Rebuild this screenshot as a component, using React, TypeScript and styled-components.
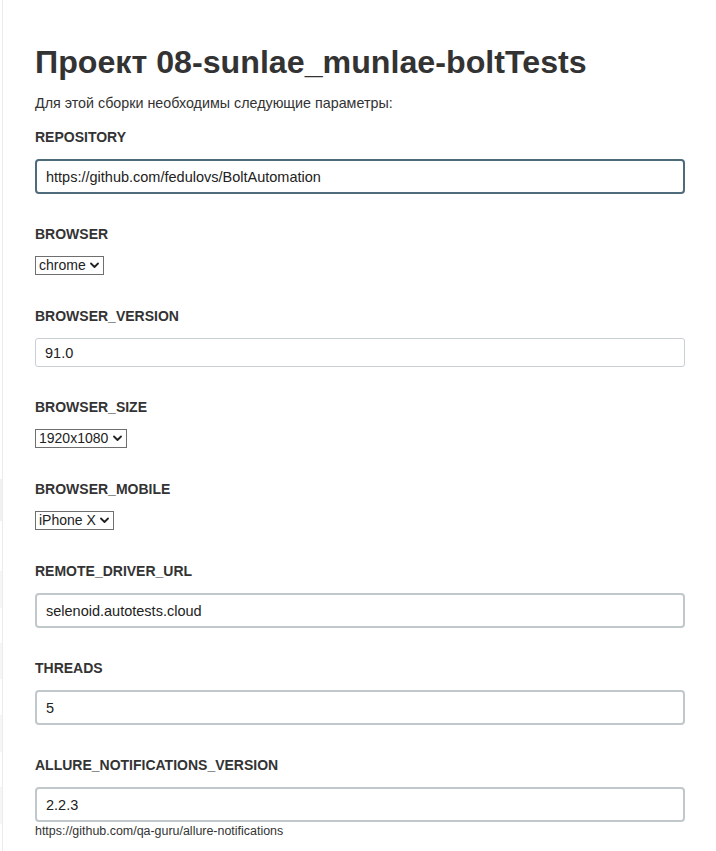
import React from "react";
import styled, { createGlobalStyle } from "styled-components";

const GlobalStyle = createGlobalStyle`
  html, body { margin: 0; padding: 0; background: #ffffff; }
  body { font-family: "Liberation Sans", Arial, Helvetica, sans-serif; color: #333333; }
  * { box-sizing: border-box; }
`;

const Page = styled.div`
  display: flex;
  min-height: 851px;
  background: #fff;
`;

const Sidebar = styled.aside`
  width: 3px;
  flex: none;
  border-right: 1px solid #ececec;
  display: flex;
  flex-direction: column;
`;

const SideBlock = styled.div<{ $h: number; $gap: number; $shade?: boolean }>`
  height: ${(p) => p.$h}px;
  margin-top: ${(p) => p.$gap}px;
  background: ${(p) => (p.$shade ? "#f1f1f1" : "#f6f6f6")};
`;

const Main = styled.main`
  flex: 1;
  padding: 44px 31px 0 32px;
`;

const Title = styled.h1`
  margin: 0 0 15px;
  font-size: 32.2px;
  line-height: 36px;
  font-weight: 700;
  color: #333;
`;

const Intro = styled.p`
  margin: 0 0 18px;
  font-size: 14.3px;
  line-height: 16px;
  color: #333;
`;

const Field = styled.div<{ $select?: boolean }>`
  margin-bottom: ${(p) => (p.$select ? 33 : 32)}px;
`;

const Label = styled.label`
  display: block;
  font-size: 14px;
  line-height: 16px;
  font-weight: 700;
  color: #333;
  margin-bottom: 7px;
`;

const Control = styled.div`
  display: flex;
  flex-direction: column;
  align-items: flex-start;
  padding-top: 7px;
`;

const TextInput = styled.input<{ $variant: "focus" | "thin" | "normal" }>`
  display: block;
  width: 100%;
  font-family: "Liberation Sans", Arial, sans-serif;
  font-size: 14.5px;
  color: #222;
  background: #fff;
  outline: none;
  padding: 0 9px;
  height: ${(p) => (p.$variant === "thin" ? 29 : 35)}px;
  border-radius: ${(p) => (p.$variant === "thin" ? 3 : 4)}px;
  border: ${(p) =>
    p.$variant === "focus"
      ? "2px solid #4e6b7b"
      : p.$variant === "thin"
      ? "1px solid #c9d0d3"
      : "2px solid #c0c8cb"};
`;

const SelectWrap = styled.span`
  position: relative;
  display: inline-flex;
`;

const Select = styled.select`
  appearance: none;
  -webkit-appearance: none;
  font-family: "Liberation Sans", Arial, sans-serif;
  font-size: 14px;
  color: #222;
  background: #fff;
  border: 1px solid #6f6f6f;
  border-radius: 0;
  height: 19px;
  line-height: 17px;
  padding: 0 17px 0 3px;
  outline: none;
`;

const Chevron = styled.svg`
  position: absolute;
  right: 5px;
  top: 6px;
  width: 9px;
  height: 7px;
  pointer-events: none;
`;

const Hint = styled.div`
  font-size: 12.45px;
  line-height: 14px;
  color: #333;
  margin-top: 2px;
`;

type Param =
  | { name: string; kind: "input"; value: string; variant: "focus" | "thin" | "normal"; hint?: string }
  | { name: string; kind: "select"; value: string };

const params: Param[] = [
  { name: "REPOSITORY", kind: "input", value: "https://github.com/fedulovs/BoltAutomation", variant: "focus" },
  { name: "BROWSER", kind: "select", value: "chrome" },
  { name: "BROWSER_VERSION", kind: "input", value: "91.0", variant: "thin" },
  { name: "BROWSER_SIZE", kind: "select", value: "1920x1080" },
  { name: "BROWSER_MOBILE", kind: "select", value: "iPhone X" },
  { name: "REMOTE_DRIVER_URL", kind: "input", value: "selenoid.autotests.cloud", variant: "normal" },
  { name: "THREADS", kind: "input", value: "5", variant: "normal" },
  {
    name: "ALLURE_NOTIFICATIONS_VERSION",
    kind: "input",
    value: "2.2.3",
    variant: "normal",
    hint: "https://github.com/qa-guru/allure-notifications",
  },
];

const sideBlocks = [
  { h: 42, gap: 479, shade: true },
  { h: 37, gap: 50 },
  { h: 36, gap: 35 },
  { h: 37, gap: 36 },
  { h: 37, gap: 35 },
];

export default function App() {
  return (
    <>
      <GlobalStyle />
      <Page>
        <Sidebar>
          {sideBlocks.map((b, i) => (
            <SideBlock key={i} $h={b.h} $gap={b.gap} $shade={b.shade} />
          ))}
        </Sidebar>
        <Main>
          <Title>Проект 08-sunlae_munlae-boltTests</Title>
          <Intro>Для этой сборки необходимы следующие параметры:</Intro>
          {params.map((p) => (
            <Field key={p.name} $select={p.kind === "select"}>
              <Label htmlFor={p.name}>{p.name}</Label>
              <Control>
                {p.kind === "input" ? (
                  <>
                    <TextInput id={p.name} $variant={p.variant} defaultValue={p.value} />
                    {p.hint && <Hint>{p.hint}</Hint>}
                  </>
                ) : (
                  <SelectWrap>
                    <Select id={p.name} defaultValue={p.value}>
                      <option value={p.value}>{p.value}</option>
                    </Select>
                    <Chevron viewBox="0 0 9 7">
                      <path d="M1 1.5 L4.5 5 L8 1.5" fill="none" stroke="#222" strokeWidth="1.8" strokeLinecap="round" strokeLinejoin="round" />
                    </Chevron>
                  </SelectWrap>
                )}
              </Control>
            </Field>
          ))}
        </Main>
      </Page>
    </>
  );
}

§ §

- TASK -
From the material above, gather all lines that include the string "React" and copy them.

- TASK RESULT -
Rebuild this screenshot as a component, using React, TypeScript and styled-components.
import React from "react";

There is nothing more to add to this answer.